## WHAT THIS TASK INVOLVES
Starting with the first line below, extract each line through the one that contains "import React from 'react'", inclusive, excluding pictures.

## TASK INPUTS
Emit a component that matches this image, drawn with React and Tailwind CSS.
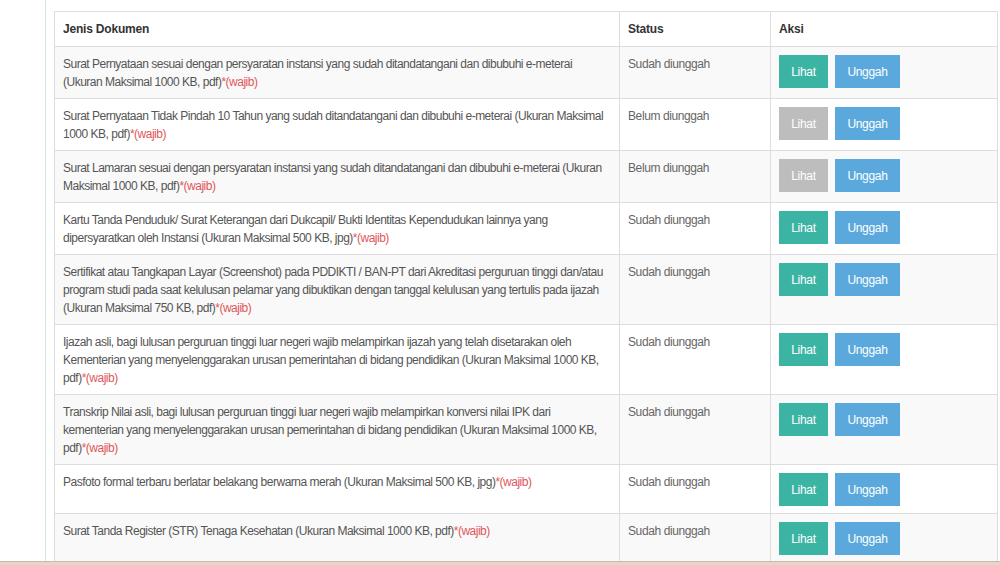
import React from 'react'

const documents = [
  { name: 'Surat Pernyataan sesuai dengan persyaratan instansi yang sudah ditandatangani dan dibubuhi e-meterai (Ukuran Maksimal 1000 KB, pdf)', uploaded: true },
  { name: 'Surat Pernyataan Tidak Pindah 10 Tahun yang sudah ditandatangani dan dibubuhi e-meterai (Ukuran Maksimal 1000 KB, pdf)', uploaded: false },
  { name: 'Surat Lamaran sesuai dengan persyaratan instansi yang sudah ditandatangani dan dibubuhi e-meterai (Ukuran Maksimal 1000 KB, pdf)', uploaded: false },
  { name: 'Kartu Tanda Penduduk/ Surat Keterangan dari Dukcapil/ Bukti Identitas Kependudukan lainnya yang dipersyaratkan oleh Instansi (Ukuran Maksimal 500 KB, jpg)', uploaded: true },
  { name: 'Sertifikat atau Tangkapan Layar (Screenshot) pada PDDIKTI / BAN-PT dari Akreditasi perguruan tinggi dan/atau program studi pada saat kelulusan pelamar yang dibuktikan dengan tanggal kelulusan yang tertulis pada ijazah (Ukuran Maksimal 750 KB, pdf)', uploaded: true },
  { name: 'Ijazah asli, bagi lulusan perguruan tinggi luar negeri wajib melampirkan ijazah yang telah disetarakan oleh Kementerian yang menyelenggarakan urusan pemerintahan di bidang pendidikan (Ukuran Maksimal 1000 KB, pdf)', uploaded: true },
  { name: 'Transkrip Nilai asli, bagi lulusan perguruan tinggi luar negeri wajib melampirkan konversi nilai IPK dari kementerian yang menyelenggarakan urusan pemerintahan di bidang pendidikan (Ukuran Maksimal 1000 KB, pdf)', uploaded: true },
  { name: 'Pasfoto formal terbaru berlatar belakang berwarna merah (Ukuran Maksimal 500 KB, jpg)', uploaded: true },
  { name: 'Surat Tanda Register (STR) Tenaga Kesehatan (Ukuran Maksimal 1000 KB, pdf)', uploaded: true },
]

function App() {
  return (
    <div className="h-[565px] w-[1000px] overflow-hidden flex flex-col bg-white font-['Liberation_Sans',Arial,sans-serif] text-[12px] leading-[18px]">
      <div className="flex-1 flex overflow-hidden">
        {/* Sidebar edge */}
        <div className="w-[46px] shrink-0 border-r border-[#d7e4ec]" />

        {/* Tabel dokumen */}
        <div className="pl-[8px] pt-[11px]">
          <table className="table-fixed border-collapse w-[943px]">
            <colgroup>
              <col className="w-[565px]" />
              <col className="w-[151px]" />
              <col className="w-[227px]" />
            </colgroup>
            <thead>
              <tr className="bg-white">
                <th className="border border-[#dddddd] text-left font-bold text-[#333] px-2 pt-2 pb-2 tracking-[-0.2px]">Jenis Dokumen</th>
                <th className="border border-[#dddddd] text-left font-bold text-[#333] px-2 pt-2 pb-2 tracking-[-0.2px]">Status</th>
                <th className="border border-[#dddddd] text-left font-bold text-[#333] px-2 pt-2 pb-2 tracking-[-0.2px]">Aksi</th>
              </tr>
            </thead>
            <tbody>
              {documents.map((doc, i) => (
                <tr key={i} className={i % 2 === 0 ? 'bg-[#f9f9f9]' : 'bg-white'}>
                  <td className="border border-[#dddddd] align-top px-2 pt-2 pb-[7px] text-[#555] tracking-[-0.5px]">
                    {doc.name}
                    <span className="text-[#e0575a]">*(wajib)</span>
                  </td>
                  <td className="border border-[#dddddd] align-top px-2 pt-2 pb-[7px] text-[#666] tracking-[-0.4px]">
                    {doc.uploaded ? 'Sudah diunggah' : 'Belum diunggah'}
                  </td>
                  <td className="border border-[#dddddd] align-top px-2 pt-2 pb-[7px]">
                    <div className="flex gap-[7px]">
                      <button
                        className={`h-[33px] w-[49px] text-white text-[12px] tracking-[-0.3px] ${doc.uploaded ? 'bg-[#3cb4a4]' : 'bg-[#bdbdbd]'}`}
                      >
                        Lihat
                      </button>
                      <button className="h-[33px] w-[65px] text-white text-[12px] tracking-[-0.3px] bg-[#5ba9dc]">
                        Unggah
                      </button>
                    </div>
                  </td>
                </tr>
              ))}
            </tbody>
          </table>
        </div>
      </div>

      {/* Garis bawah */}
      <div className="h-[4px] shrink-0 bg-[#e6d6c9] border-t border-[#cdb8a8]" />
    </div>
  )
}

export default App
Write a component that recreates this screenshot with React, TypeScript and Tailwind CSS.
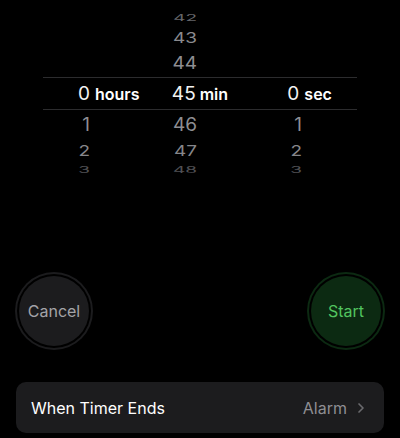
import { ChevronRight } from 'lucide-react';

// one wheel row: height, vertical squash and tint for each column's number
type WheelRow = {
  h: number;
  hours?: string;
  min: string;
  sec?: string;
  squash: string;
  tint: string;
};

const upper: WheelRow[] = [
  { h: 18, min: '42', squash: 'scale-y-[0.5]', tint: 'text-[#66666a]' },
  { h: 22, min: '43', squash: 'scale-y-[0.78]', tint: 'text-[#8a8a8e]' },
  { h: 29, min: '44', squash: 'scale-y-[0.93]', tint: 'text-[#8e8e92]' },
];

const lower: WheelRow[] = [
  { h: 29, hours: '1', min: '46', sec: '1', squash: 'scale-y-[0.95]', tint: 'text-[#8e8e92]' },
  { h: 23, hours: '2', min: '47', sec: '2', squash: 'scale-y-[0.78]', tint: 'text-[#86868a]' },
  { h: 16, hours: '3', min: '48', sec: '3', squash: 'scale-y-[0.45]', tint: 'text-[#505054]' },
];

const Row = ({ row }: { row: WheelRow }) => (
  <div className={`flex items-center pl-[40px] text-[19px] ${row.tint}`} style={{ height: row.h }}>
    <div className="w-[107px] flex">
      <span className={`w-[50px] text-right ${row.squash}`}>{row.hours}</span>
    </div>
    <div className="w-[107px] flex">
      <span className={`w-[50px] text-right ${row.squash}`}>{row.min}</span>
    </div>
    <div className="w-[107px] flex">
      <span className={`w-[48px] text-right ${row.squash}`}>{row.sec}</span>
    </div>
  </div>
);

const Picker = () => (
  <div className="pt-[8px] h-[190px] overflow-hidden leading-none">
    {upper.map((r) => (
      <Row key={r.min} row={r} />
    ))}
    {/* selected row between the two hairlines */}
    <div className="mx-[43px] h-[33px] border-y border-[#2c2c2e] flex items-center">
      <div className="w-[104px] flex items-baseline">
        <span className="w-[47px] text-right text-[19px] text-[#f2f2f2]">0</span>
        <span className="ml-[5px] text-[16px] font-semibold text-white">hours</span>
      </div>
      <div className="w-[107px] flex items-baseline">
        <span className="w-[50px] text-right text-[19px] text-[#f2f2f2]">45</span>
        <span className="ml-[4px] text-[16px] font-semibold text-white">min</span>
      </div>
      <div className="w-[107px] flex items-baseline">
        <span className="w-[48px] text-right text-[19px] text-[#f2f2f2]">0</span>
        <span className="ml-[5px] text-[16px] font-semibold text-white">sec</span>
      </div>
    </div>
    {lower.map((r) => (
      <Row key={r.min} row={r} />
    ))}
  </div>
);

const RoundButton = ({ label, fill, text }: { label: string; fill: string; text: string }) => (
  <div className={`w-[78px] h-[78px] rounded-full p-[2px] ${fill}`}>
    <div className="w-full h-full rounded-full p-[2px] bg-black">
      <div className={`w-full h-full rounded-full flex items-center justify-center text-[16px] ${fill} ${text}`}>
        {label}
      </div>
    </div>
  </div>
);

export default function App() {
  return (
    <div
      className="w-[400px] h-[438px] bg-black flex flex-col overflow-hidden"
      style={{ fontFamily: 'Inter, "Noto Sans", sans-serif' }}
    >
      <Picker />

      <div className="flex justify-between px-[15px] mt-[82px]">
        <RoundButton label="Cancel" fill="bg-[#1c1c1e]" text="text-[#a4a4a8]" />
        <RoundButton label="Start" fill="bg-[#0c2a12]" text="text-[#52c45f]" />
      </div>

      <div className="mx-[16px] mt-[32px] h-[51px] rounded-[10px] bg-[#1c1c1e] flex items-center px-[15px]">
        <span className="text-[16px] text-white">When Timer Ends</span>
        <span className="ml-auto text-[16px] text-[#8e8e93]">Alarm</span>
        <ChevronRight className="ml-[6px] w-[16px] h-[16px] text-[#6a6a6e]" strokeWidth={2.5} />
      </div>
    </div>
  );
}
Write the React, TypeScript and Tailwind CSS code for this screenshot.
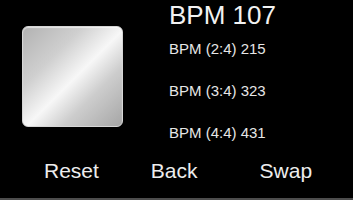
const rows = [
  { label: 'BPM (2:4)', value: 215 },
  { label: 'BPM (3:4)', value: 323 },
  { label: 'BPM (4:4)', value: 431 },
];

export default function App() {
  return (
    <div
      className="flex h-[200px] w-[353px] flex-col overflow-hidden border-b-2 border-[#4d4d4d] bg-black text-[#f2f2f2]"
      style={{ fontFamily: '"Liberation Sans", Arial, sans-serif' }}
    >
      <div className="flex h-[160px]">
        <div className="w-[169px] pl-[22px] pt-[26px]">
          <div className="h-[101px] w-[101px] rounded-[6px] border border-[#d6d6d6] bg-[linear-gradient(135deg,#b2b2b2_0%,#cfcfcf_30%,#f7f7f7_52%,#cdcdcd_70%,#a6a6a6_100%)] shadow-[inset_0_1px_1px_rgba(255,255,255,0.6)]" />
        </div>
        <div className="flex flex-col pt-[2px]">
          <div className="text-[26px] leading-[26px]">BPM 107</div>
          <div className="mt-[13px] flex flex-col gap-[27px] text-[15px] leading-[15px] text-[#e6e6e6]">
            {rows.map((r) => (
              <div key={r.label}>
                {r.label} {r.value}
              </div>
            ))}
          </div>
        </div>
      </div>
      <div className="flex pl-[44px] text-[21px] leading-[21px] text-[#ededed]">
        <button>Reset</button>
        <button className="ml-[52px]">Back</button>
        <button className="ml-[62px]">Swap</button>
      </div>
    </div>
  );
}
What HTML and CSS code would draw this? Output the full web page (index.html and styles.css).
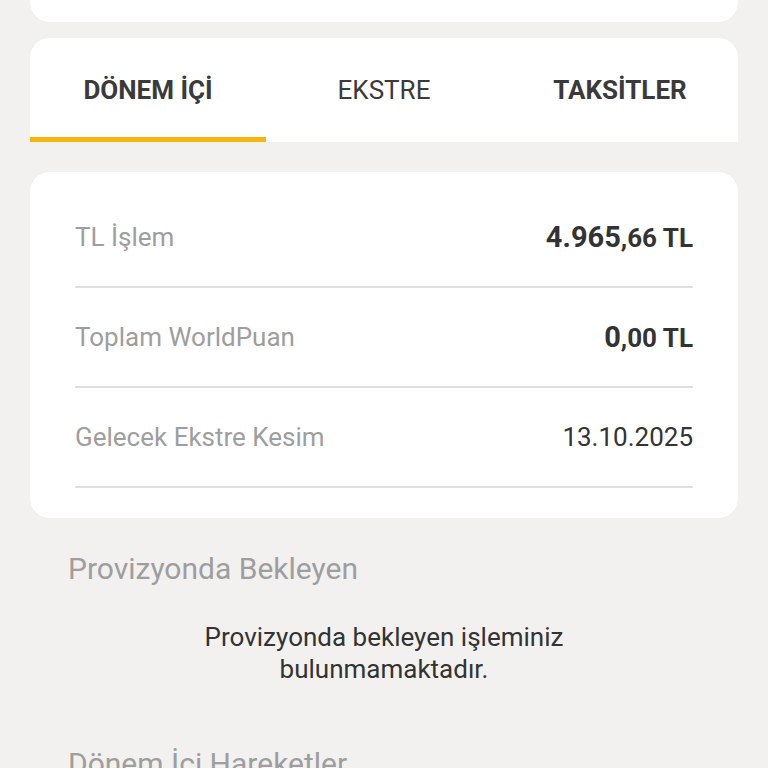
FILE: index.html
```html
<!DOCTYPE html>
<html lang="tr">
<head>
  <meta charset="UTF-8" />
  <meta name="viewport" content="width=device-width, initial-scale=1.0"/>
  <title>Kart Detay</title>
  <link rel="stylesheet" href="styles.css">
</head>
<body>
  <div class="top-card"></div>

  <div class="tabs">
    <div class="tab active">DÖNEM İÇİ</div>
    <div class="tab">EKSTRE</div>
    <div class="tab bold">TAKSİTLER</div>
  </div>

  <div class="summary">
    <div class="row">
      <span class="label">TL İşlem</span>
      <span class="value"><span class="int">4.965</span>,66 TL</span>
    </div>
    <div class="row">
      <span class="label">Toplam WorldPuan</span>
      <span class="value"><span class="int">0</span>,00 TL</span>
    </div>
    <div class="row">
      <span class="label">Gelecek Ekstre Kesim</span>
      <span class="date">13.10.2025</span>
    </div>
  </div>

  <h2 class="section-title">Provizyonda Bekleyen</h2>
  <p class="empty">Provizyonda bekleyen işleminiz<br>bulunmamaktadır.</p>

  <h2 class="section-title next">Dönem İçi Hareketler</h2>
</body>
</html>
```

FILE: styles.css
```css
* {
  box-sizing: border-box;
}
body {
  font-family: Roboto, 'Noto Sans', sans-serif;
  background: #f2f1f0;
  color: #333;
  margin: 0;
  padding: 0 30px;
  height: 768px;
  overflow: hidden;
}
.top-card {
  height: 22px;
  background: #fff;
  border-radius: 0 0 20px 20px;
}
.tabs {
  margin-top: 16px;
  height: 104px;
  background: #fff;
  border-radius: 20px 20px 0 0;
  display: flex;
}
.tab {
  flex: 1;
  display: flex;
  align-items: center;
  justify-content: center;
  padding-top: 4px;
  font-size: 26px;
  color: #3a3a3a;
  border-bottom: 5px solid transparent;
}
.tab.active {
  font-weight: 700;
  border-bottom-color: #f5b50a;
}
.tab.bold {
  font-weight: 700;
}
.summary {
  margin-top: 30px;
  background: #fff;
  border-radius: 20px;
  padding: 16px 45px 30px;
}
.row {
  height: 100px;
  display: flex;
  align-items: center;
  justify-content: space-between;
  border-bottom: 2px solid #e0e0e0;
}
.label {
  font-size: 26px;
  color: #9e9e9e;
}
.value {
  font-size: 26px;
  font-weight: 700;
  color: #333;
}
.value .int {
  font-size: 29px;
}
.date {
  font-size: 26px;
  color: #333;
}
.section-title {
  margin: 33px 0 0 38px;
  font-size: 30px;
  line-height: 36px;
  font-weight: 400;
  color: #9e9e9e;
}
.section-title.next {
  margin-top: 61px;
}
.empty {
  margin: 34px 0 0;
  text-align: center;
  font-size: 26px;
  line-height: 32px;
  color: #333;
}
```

## RESPONSE TO THE TASK
Emit a component that matches this image, drawn with React and Tailwind CSS.
import React from 'react'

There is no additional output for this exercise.